Mas a revolução aconteceu em 1839, quando Robert Cornelius, um químico americano, tirou aquele que é considerado o primeiro autorretrato fotográfico da história. Em uma época em que o processo fotográfico era lento e trabalhoso, Cornelius precisou remover a tampa da lente, posar por vários minutos e, finalmente, cobrir a lente novamente para capturar sua imagem. O resultado? Um retrato de alguém que encarava a câmera com uma curiosidade que, de certa forma, ainda ressoa em nós.

Autorretrato, Robert Cornelius, 1839.

Hoje, a selfie é onipresente, especialmente com a popularização dos smartphones e das redes sociais. Com um simples toque na tela, criamos um registro de quem somos naquele momento. Mas será que estamos apenas nos retratando? Ou há algo mais profundo nesse ato?

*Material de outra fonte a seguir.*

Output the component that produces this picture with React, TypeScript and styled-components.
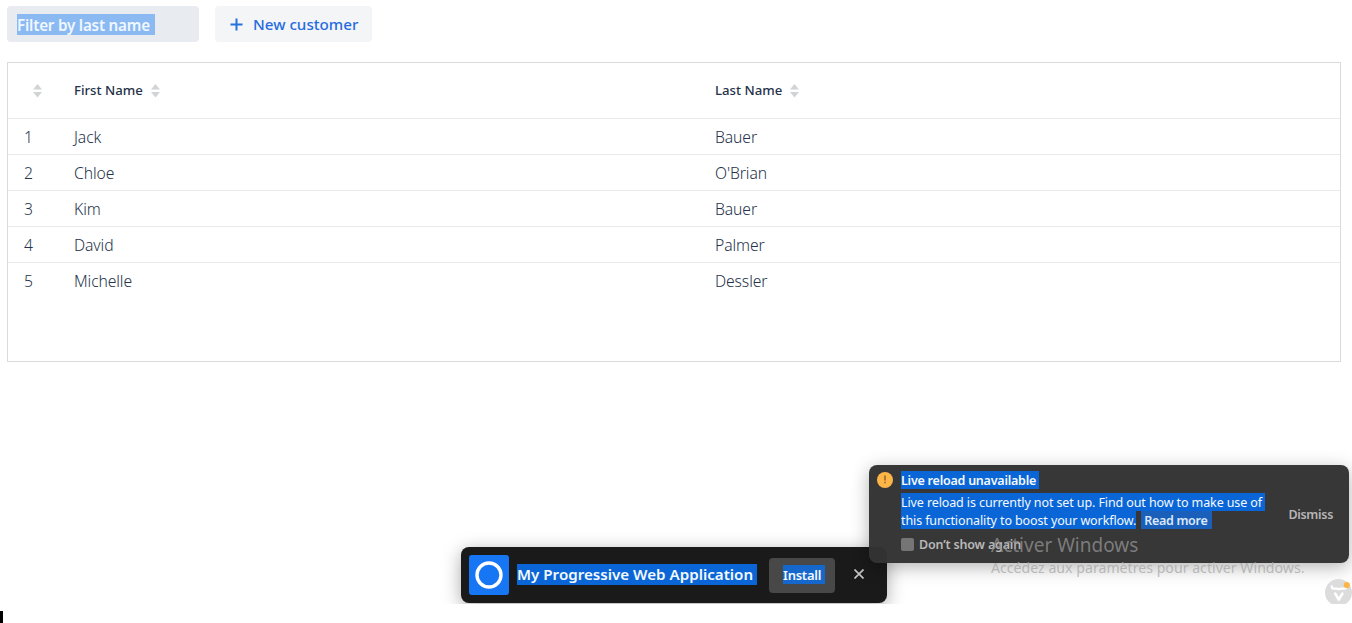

A fotógrafa americana Cindy Sherman, famosa por suas séries de autorretratos encenados, explora em seu trabalho a construção de identidades. Suas imagens desafiam o espectador a questionar o que é real e o que é encenado. Ao observarmos uma selfie, também estamos diante de uma construção. Não é apenas um reflexo fiel de quem somos, mas uma versão que escolhemos apresentar ao mundo.

Sem título B, por Cindy Sherman, 1975, via Tate Modern, Londres.

Por outro lado, a selfie também pode ser um ato de empoderamento, orgulho, pertencimento e representatividade, lembrando-nos de que a fotografia pode ser um poderoso instrumento de narrativa pessoal e coletiva.

No entanto, a selfie também nos lança um desafio: o equilíbrio entre o registro e a contemplação. Susan Sontag, em seu célebre ensaio “Sobre Fotografia”, alerta sobre como a obsessão por fotografar pode, em certas ocasiões, nos afastar do momento presente. Será que, ao capturar o instante, perdemos a experiência de vivê-lo?

Como fotógrafos, ou mesmo como amantes da fotografia, cabe a nós refletir sobre o uso dessa ferramenta tão poderosa. A selfie pode ser tanto um gesto banal quanto uma forma de arte, dependendo da intenção por trás dela. E, ao explorarmos essa prática, talvez possamos nos reconectar com a essência do autorretrato: a busca por nos compreender e nos expressar em um mundo repleto de imagens. Então, da próxima vez que você se preparar para tirar uma selfie, experimente olhar além do enquadramento. Pergunte-se: o que essa imagem diz sobre mim? Talvez, assim, transformemos algo simples em um gesto cheio de significado.